Vaccini vanno lenti, varianti vanno veloci, voglia di aprire va ancora contromano

Vaccini vanno lenti e forse molto più velocemente non potrebbero andare, anche al netto di incertezze, previsioni errate e un po’ di confusione organizzativa. Il passo della vaccinazione di massa in Italia è tale che nei prossimi mesi decine di migliaia di vite saranno salvate ma la fine, o almeno la resa, per via di vaccini del coronavirus non è per quest’anno e neanche per il prossimo.

Vaccini lenti: immunità di comunità (gregge) oltre l’orizzonte visibile

Perché (calcola l’immunologa Antonella Viola) se sommi quel che manca in termini di efficacia ad AstraZeneca (38% dei vaccinati), aggiungi tutti gli under 16 anni, aggiungi ancora chi non vorrà vaccinarsi, il risultato finale, ammesso e non concesso ci sia stato vaccino per tutti entro il 2021, è che il 70 per cento della popolazione non sarà a fine anno vaccinata a tutti gli effetti. Questo vuol dire che coronavirus e Covid ci saranno ancora. Contrastati, in ritirata. Ma ci saranno ancora. Con una incognita.

Vaccini lenti: la pressione selettiva

L’incognita è: che fare il virus man mano che sarà circondato da organismi umani vaccinati contro di lui? Una delle possibilità è che sotto questa pressione sviluppi una selezione, selezione nel suo mutare. E cioè che il naturale e costante mutare del virus acceleri a cercare appunto la mutazione che dà al virus sopravvivenza anche in una popolazione vaccinata.

Può accadere nella forma felice di un reciproco adeguarsi del virus e dell’organismo umano. Insomma coronavirus circondato da umani vaccinati si fa malattia meno molesta e meno letale, diventa il famoso super raffreddore fra cinque. dieci anni. Può accadere invece che la pressione selettiva porti a mutazione più aggressiva verso l’organismo umano nel resistere al vaccino. Di certo l’effetto della pressione selettiva su coronavirus è una variante al momento ignota.

Varianti Covid, il passo veloce del virus

Variante inglese, scozzese, brasiliana, sudafricana...molti nomi per una costante: in varie parti del mondo si riscontrano mutazioni del virus che hanno come prima evidenza una maggiore capacità di infettare, e questo in un virus che ha già l’alta contagiosità tra le sue caratteristiche originali. L’Europa è punteggiata di focolai o peggio di varianti. Accade anche in Italia, in misura difficile da quantificare perché le varianti le cerchiamo relativamente poco e da poco tempo. Fatto sta che ci sono zone, per ora piccole, del paese dove il contagio si è esteso con velocità quasi fulminea.

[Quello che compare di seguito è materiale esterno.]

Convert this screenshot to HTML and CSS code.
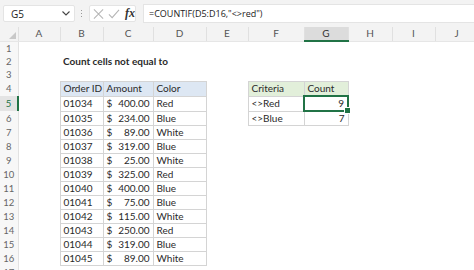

Miozzo: ristoranti aperti la sera se…

Agostino Miozzo, cioè il Cts, ha descritto la difficoltà della situazione sociale e sanitaria. Il ritmo attuale del contagio (ancora ieri in risalita) richiederebbe un lockdown totale di un paio di mesi. Ma questo lockdown non è socialmente possibile. Eppure la configurazione del necessario necessariamente impossibile si ripropone ad ogni passo. Dice Miozzo: ristoranti aperti la sera, perché no? A condizione che le piazze siano vigilate e sgombrate da assembramenti da uomini in divisa, fosse anche l’esercito.

Si può davvero impedire che fuori e dentro bar, ristoranti e locali la gente si scambi il virus (anche ammesso e non sempre concesso che dentro i locali gestori e clienti rispettino le misure anti contagio)? La risposta è no. O almeno finora la risposta è stata no, è materialmente impossibile. Quindi, al di là dei proclami e delle buone volontà, la voglia di riaprire qui e adesso, al massimo domani, piscine, palestre, cene, piste di sci e ogni altro che soffre chiusure è una voglia che va contromano.

Prima del primo lockdown Rt pari a 3, cioè raddoppio dei contagi ogni 6,6 giorni. Dopo lockdown Rt 0,6. Ferragosto di estate aperta, Rt a 1,5. Settembre Rt a 1,8. Chiusure d’autunno-inverno, Rt sotto l’uno. Riaperture dopo le festività natalizie, Rt in risalita. Non si sfugge a questa altalena. Chiudere ha un prezzo, aprire ha un prezzo. Cambia, diversa è la moneta in cui lo si paga.